Upfront Week came to a close last night with Fox's annual drink-fest at Wollman Rink, held under a clear-ceilinged tent where some 2,000 TV execs came together to let off some much-needed steam after a long week of schmoozing. Our media buyer correspondents were no exception, dancing at Fox and networking at the Tribune party. Here's what they had to say.

“Alex P. Keaton,” a 28-year-old supervisor in the broadcast department at Wieden Kennedy, caught Fox's presentation at City Center and stopped by the Wollman Rink party.

“Fox closed out the week with some promising new shows and another great party. It was noted that this past year was a challenge due to the writers strike, but Fox had a strong year even if you take out the ratings from the Super Bowl and American Idol. Very impressive.

“Luckily we had great weather as everyone strolled through Central Park for one last party. The setup was much improved this year, with what seemed like more bartenders and better locations for the serving stations. The food was really good, and just in case your nonalcoholic beverage of choice happened to be anything but Tab and Orangina, you were in luck. Fox rolls out the same band every year, and they did a nice job of keeping everyone's feet moving. A great night and strong finish to a busy week. Time for rest.”

“Rudy Huxtable,” a 28-year-old broadcast department supervisor at Optimedia International US Inc., also attended the Fox festivities.

“We headed up to Fox around 3:30. It’s assigned seating at City Center, so there’s no rush. The presentation started at 4 with all of their talent on the stage. The people from Bones spoke and thanked everyone. The stage was lit up with tons of colors, nothing fancy though. It was pretty much the same as it has been in years past. Jack Bauer [a.k.a. Kiefer Sutherland] came out and spoke, and I was in the sixth row so I was super close to him. His speech was actually sincere, saying how the past seven years have been the best in life. It was endearing. Who doesn't love Jack Bauer? When we walked outside of City Center there were cows—real ones—lining the street, because one of their new shows had a clip with a cow in it. It was bizarre, though, because no one was really acknowledging them.

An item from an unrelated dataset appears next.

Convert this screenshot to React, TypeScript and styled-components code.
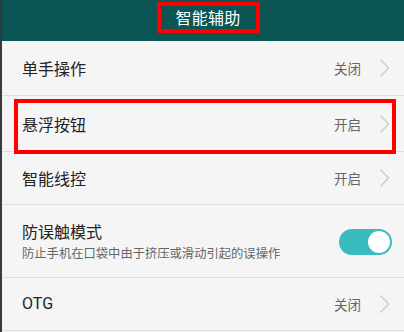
import styled, { createGlobalStyle } from "styled-components";

const GlobalStyle = createGlobalStyle`
  html, body {
    margin: 0;
    padding: 0;
    background: #f5f5f5;
  }
  body {
    font-family: "Noto Sans CJK SC", "Noto Sans", sans-serif;
  }
`;

const HEADER_COLOR = "#0b5555";
const TEAL = "#38bcbd";
const MARK_RED = "#f00";

type RowItem = {
  title: string;
  subtitle?: string;
  value?: string;
  toggle?: boolean;
  height: number;
  marked?: boolean;
  latin?: boolean;
};

const rows: RowItem[] = [
  { title: "单手操作", value: "关闭", height: 54 },
  { title: "悬浮按钮", value: "开启", height: 55, marked: true },
  { title: "智能线控", value: "开启", height: 52 },
  {
    title: "防误触模式",
    subtitle: "防止手机在口袋中由于挤压或滑动引起的误操作",
    toggle: true,
    height: 72,
  },
  { title: "OTG", value: "关闭", height: 52, latin: true },
];

const Chevron = () => (
  <svg width="11" height="20" viewBox="0 0 11 20">
    <polyline
      points="1.5,1.5 9.5,10 1.5,18.5"
      fill="none"
      stroke="#c9c9c9"
      strokeWidth="1.3"
    />
  </svg>
);

export default function App() {
  return (
    <>
      <GlobalStyle />
      <Screen>
        <EdgeStrip />
        <Main>
          <Header>
            <TitleMark>
              <Title>智能辅助</Title>
            </TitleMark>
          </Header>
          <List>
            {rows.map((r) => (
              <Row key={r.title} $height={r.height} $marked={r.marked}>
                <TextBlock>
                  <RowTitle $latin={r.latin}>{r.title}</RowTitle>
                  {r.subtitle && <RowSubtitle>{r.subtitle}</RowSubtitle>}
                </TextBlock>
                {r.value && (
                  <Trailing>
                    <Value>{r.value}</Value>
                    <Chevron />
                  </Trailing>
                )}
                {r.toggle && (
                  <Toggle>
                    <Knob />
                  </Toggle>
                )}
              </Row>
            ))}
          </List>
        </Main>
      </Screen>
    </>
  );
}

const Screen = styled.div`
  width: 404px;
  height: 332px;
  display: flex;
  overflow: hidden;
  background: #f5f5f5;
`;

const EdgeStrip = styled.div`
  width: 2px;
  flex-shrink: 0;
  background: linear-gradient(#26403c 0 41px, #3a3a3a 41px);
`;

const Main = styled.div`
  flex: 1;
  display: flex;
  flex-direction: column;
`;

const Header = styled.header`
  height: 41px;
  background: ${HEADER_COLOR};
  display: flex;
  justify-content: center;
  align-items: flex-start;
  padding-top: 2px;
  box-sizing: border-box;
  padding-right: 2px;
`;

const TitleMark = styled.div`
  border: 4px solid ${MARK_RED};
  width: 103px;
  height: 31px;
  box-sizing: border-box;
  display: flex;
  justify-content: center;
  align-items: center;
  margin-left: 12px;
`;

const Title = styled.span`
  color: #fff;
  font-size: 16px;
  line-height: 1;
  margin-top: -2px;
  letter-spacing: 0.2px;
`;

const List = styled.div`
  display: flex;
  flex-direction: column;
`;

const Row = styled.div<{ $height: number; $marked?: boolean }>`
  position: relative;
  height: ${(p) => p.$height}px;
  display: flex;
  align-items: center;
  justify-content: space-between;
  padding: 0 14px 0 20px;
  border-bottom: 1px solid #dedede;
  &::after {
    content: "";
    display: ${(p) => (p.$marked ? "block" : "none")};
    position: absolute;
    left: 12px;
    right: 8px;
    top: 3px;
    bottom: -3px;
    border: 4px solid ${MARK_RED};
    pointer-events: none;
  }
`;

const TextBlock = styled.div`
  display: flex;
  flex-direction: column;
  gap: 2px;
`;

const RowTitle = styled.span<{ $latin?: boolean }>`
  font-size: 16px;
  color: #222;
  line-height: 22px;
  font-family: ${(p) =>
    p.$latin ? "Roboto, sans-serif" : `"Noto Sans CJK SC", sans-serif`};
`;

const RowSubtitle = styled.span`
  font-size: 12.3px;
  color: #666;
  line-height: 18px;
`;

const Trailing = styled.div`
  display: flex;
  align-items: center;
  gap: 18px;
`;

const Value = styled.span`
  font-size: 13.5px;
  color: #666;
`;

const Toggle = styled.div`
  width: 53px;
  height: 26px;
  border-radius: 13px;
  background: ${TEAL};
  display: flex;
  align-items: center;
  justify-content: flex-end;
  padding: 0 2px;
  box-sizing: border-box;
  margin-right: -2px;
  margin-top: 2px;
`;

const Knob = styled.div`
  width: 22px;
  height: 22px;
  border-radius: 50%;
  background: #fff;
`;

“Then we walked down Sixth Avenue to Wollman Rink, and the weather was perfect. It’s in a big tent, which is open-air. There were blue carpets and the big bar had Chihuly-esque glass sculpture things on the top. It was really cool. They put out more tables this year, which was good, and the food was better than last year. They were tons of stations with sushi, Brazilian stuff like empanadas, salads, American stuff like mac and cheese and lasagna, and one for sliders and fries. It was all really yummy, I tried all of it. I didn’t try the dessert, actually, but I heard it was good. There was a doughnut station and Chipwiches. The bar was fully stocked; I want to say they had 15 different beers, and everyone in my group was into the Propel Water and Kettle cocktails—they were loving them.

“It was crowded, but the space is so big that it's never too crowded. Around 8 p.m. the cover band came on, and everyone really looks forward to them. They play songs like 'We Are Family' and they wear big Afros, and people get on the stage and dance with them. Everyone gets really wasted and is dancing. This year, besides Adult Swim, this was the only real party. And it’s the last night, so everyone always gets a little crazy. I was tired and totally spent, but it's always a fun time because everyone in the industry is there—no one misses the Fox party. And everyone stays out later, and there are always funny things that happen throughout the night. All in all, the week is over. I’m still alive, and 10 pounds heavier. And although they’re a little different, the upfronts are basically still the same.”

“Kelly Kapowski,” a 30-year-old senior media buyer in the broadcast department at MediaEdge CIA, checked out the Tribune party.

“So my last night of Upfront Week was at the Bowery Hotel for a Tribune party.  Or at least that's what my wristband said. There was no mention of Tribune or their properties. The venue was great—plenty of room, seats, drinks, and food. But what were we celebrating? Did I miss the presentation? Where was the product pushing? Then again, a party just for a party is always a good thing. I got there at about 6:45 p.m. and immediately saw the waiters carrying mushrooms filled with goat cheese. I continued to follow him around until he switched to the gigantic, fatty lamb chops. Then I switched to the chicken-salad-topped toast. The bar was never too crowded, so drinks were always accessible, which is always a plus.

“The party went until 10 but I stayed until about 8:45 and at that point it had really emptied out. I had mingled with my Tribune reps, said hello to N.S.M.s and G.S.M.s [national sales managers and general sales managers], and then found myself in the same group of people I had been with Tuesday and Wednesday. Time to call it a night. Like the CBS reception, it was a great party on any other night.  But this is Upfront Week. This is about celebrating what to expect in the fall. This is about being reminded how great their product is and all the reasons our clients should support it. Have I become jaded? Do I not just expect a nice party without an ulterior motive? I left with a coworker and we took the 6 train uptown, both feeling a little let down.”